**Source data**
* * *

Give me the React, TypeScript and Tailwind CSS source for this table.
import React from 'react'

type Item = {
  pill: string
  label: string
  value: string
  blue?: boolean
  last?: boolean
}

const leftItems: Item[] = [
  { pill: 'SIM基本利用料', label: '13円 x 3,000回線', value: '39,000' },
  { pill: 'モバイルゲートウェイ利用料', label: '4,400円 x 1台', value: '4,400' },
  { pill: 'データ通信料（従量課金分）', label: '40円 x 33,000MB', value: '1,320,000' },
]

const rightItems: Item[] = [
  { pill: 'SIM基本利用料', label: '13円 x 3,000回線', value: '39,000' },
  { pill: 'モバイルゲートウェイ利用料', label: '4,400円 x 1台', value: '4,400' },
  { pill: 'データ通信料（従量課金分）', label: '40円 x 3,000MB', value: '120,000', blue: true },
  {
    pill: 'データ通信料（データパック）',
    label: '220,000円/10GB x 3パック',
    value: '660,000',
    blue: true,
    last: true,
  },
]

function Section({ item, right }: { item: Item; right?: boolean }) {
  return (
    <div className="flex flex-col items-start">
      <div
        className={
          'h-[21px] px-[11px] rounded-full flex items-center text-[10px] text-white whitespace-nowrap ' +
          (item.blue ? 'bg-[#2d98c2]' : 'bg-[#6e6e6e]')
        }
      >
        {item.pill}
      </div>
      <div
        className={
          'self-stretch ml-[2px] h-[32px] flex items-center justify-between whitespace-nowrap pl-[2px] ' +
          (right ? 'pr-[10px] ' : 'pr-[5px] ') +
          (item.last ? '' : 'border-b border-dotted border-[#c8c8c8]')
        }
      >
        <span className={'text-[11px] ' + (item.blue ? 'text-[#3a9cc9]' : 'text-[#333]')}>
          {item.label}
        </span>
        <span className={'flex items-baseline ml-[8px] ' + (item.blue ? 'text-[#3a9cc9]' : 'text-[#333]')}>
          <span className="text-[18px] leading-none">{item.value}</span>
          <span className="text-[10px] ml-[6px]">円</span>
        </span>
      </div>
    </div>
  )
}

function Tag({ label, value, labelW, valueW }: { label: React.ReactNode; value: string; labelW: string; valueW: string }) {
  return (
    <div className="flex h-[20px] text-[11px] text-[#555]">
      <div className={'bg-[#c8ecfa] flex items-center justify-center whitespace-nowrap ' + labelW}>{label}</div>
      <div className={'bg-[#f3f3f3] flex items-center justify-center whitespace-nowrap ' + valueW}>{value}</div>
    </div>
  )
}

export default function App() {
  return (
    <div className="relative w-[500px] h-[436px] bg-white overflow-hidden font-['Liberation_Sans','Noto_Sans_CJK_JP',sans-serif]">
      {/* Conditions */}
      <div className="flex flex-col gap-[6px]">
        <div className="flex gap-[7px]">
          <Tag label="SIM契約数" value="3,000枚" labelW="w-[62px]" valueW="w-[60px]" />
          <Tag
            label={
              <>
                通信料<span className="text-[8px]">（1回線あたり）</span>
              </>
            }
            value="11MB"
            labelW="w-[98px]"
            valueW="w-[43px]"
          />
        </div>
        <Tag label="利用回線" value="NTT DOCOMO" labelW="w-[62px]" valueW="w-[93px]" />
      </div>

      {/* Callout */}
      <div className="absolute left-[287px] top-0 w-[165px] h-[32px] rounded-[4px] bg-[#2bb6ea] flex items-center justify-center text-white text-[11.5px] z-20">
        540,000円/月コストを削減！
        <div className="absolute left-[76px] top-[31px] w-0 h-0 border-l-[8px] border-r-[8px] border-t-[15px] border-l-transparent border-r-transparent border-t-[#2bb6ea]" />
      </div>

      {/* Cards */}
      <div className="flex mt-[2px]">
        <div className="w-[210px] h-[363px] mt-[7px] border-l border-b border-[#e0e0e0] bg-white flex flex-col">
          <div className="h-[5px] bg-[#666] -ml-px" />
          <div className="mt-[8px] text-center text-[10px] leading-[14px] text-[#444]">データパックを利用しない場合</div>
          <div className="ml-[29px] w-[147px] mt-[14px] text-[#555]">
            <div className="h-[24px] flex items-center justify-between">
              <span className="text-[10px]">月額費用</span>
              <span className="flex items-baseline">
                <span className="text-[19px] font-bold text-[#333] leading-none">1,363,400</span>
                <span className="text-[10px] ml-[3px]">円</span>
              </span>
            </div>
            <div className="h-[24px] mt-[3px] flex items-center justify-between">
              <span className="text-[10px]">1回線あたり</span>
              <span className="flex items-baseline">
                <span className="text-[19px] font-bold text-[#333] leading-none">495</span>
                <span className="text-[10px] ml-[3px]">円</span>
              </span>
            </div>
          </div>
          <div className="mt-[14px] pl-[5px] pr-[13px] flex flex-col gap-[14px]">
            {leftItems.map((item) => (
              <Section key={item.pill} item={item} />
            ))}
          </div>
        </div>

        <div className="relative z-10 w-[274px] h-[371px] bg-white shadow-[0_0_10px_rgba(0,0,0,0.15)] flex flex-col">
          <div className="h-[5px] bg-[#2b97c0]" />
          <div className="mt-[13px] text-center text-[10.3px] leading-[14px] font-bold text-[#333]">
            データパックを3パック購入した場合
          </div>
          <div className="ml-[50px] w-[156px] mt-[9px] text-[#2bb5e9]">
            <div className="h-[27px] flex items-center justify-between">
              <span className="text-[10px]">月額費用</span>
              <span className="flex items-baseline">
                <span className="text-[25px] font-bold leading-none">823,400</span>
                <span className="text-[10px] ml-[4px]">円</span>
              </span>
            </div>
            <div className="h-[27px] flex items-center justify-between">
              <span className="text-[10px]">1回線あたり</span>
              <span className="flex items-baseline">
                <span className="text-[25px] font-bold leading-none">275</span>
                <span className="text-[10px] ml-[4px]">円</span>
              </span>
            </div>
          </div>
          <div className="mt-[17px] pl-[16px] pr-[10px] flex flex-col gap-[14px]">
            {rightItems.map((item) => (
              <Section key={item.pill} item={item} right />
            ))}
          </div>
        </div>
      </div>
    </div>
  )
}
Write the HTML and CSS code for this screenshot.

* * *

**EXERCISE OBJECTIVE**
Restate the whole listing exactly, leaving out nothing.

**TASK SOLUTION**
Give me the React, TypeScript and Tailwind CSS source for this table.
import React from 'react'

type Item = {
  pill: string
  label: string
  value: string
  blue?: boolean
  last?: boolean
}

const leftItems: Item[] = [
  { pill: 'SIM基本利用料', label: '13円 x 3,000回線', value: '39,000' },
  { pill: 'モバイルゲートウェイ利用料', label: '4,400円 x 1台', value: '4,400' },
  { pill: 'データ通信料（従量課金分）', label: '40円 x 33,000MB', value: '1,320,000' },
]

const rightItems: Item[] = [
  { pill: 'SIM基本利用料', label: '13円 x 3,000回線', value: '39,000' },
  { pill: 'モバイルゲートウェイ利用料', label: '4,400円 x 1台', value: '4,400' },
  { pill: 'データ通信料（従量課金分）', label: '40円 x 3,000MB', value: '120,000', blue: true },
  {
    pill: 'データ通信料（データパック）',
    label: '220,000円/10GB x 3パック',
    value: '660,000',
    blue: true,
    last: true,
  },
]

function Section({ item, right }: { item: Item; right?: boolean }) {
  return (
    <div className="flex flex-col items-start">
      <div
        className={
          'h-[21px] px-[11px] rounded-full flex items-center text-[10px] text-white whitespace-nowrap ' +
          (item.blue ? 'bg-[#2d98c2]' : 'bg-[#6e6e6e]')
        }
      >
        {item.pill}
      </div>
      <div
        className={
          'self-stretch ml-[2px] h-[32px] flex items-center justify-between whitespace-nowrap pl-[2px] ' +
          (right ? 'pr-[10px] ' : 'pr-[5px] ') +
          (item.last ? '' : 'border-b border-dotted border-[#c8c8c8]')
        }
      >
        <span className={'text-[11px] ' + (item.blue ? 'text-[#3a9cc9]' : 'text-[#333]')}>
          {item.label}
        </span>
        <span className={'flex items-baseline ml-[8px] ' + (item.blue ? 'text-[#3a9cc9]' : 'text-[#333]')}>
          <span className="text-[18px] leading-none">{item.value}</span>
          <span className="text-[10px] ml-[6px]">円</span>
        </span>
      </div>
    </div>
  )
}

function Tag({ label, value, labelW, valueW }: { label: React.ReactNode; value: string; labelW: string; valueW: string }) {
  return (
    <div className="flex h-[20px] text-[11px] text-[#555]">
      <div className={'bg-[#c8ecfa] flex items-center justify-center whitespace-nowrap ' + labelW}>{label}</div>
      <div className={'bg-[#f3f3f3] flex items-center justify-center whitespace-nowrap ' + valueW}>{value}</div>
    </div>
  )
}

export default function App() {
  return (
    <div className="relative w-[500px] h-[436px] bg-white overflow-hidden font-['Liberation_Sans','Noto_Sans_CJK_JP',sans-serif]">
      {/* Conditions */}
      <div className="flex flex-col gap-[6px]">
        <div className="flex gap-[7px]">
          <Tag label="SIM契約数" value="3,000枚" labelW="w-[62px]" valueW="w-[60px]" />
          <Tag
            label={
              <>
                通信料<span className="text-[8px]">（1回線あたり）</span>
              </>
            }
            value="11MB"
            labelW="w-[98px]"
            valueW="w-[43px]"
          />
        </div>
        <Tag label="利用回線" value="NTT DOCOMO" labelW="w-[62px]" valueW="w-[93px]" />
      </div>

      {/* Callout */}
      <div className="absolute left-[287px] top-0 w-[165px] h-[32px] rounded-[4px] bg-[#2bb6ea] flex items-center justify-center text-white text-[11.5px] z-20">
        540,000円/月コストを削減！
        <div className="absolute left-[76px] top-[31px] w-0 h-0 border-l-[8px] border-r-[8px] border-t-[15px] border-l-transparent border-r-transparent border-t-[#2bb6ea]" />
      </div>

      {/* Cards */}
      <div className="flex mt-[2px]">
        <div className="w-[210px] h-[363px] mt-[7px] border-l border-b border-[#e0e0e0] bg-white flex flex-col">
          <div className="h-[5px] bg-[#666] -ml-px" />
          <div className="mt-[8px] text-center text-[10px] leading-[14px] text-[#444]">データパックを利用しない場合</div>
          <div className="ml-[29px] w-[147px] mt-[14px] text-[#555]">
            <div className="h-[24px] flex items-center justify-between">
              <span className="text-[10px]">月額費用</span>
              <span className="flex items-baseline">
                <span className="text-[19px] font-bold text-[#333] leading-none">1,363,400</span>
                <span className="text-[10px] ml-[3px]">円</span>
              </span>
            </div>
            <div className="h-[24px] mt-[3px] flex items-center justify-between">
              <span className="text-[10px]">1回線あたり</span>
              <span className="flex items-baseline">
                <span className="text-[19px] font-bold text-[#333] leading-none">495</span>
                <span className="text-[10px] ml-[3px]">円</span>
              </span>
            </div>
          </div>
          <div className="mt-[14px] pl-[5px] pr-[13px] flex flex-col gap-[14px]">
            {leftItems.map((item) => (
              <Section key={item.pill} item={item} />
            ))}
          </div>
        </div>

        <div className="relative z-10 w-[274px] h-[371px] bg-white shadow-[0_0_10px_rgba(0,0,0,0.15)] flex flex-col">
          <div className="h-[5px] bg-[#2b97c0]" />
          <div className="mt-[13px] text-center text-[10.3px] leading-[14px] font-bold text-[#333]">
            データパックを3パック購入した場合
          </div>
          <div className="ml-[50px] w-[156px] mt-[9px] text-[#2bb5e9]">
            <div className="h-[27px] flex items-center justify-between">
              <span className="text-[10px]">月額費用</span>
              <span className="flex items-baseline">
                <span className="text-[25px] font-bold leading-none">823,400</span>
                <span className="text-[10px] ml-[4px]">円</span>
              </span>
            </div>
            <div className="h-[27px] flex items-center justify-between">
              <span className="text-[10px]">1回線あたり</span>
              <span className="flex items-baseline">
                <span className="text-[25px] font-bold leading-none">275</span>
                <span className="text-[10px] ml-[4px]">円</span>
              </span>
            </div>
          </div>
          <div className="mt-[17px] pl-[16px] pr-[10px] flex flex-col gap-[14px]">
            {rightItems.map((item) => (
              <Section key={item.pill} item={item} right />
            ))}
          </div>
        </div>
      </div>
    </div>
  )
}
Write the HTML and CSS code for this screenshot.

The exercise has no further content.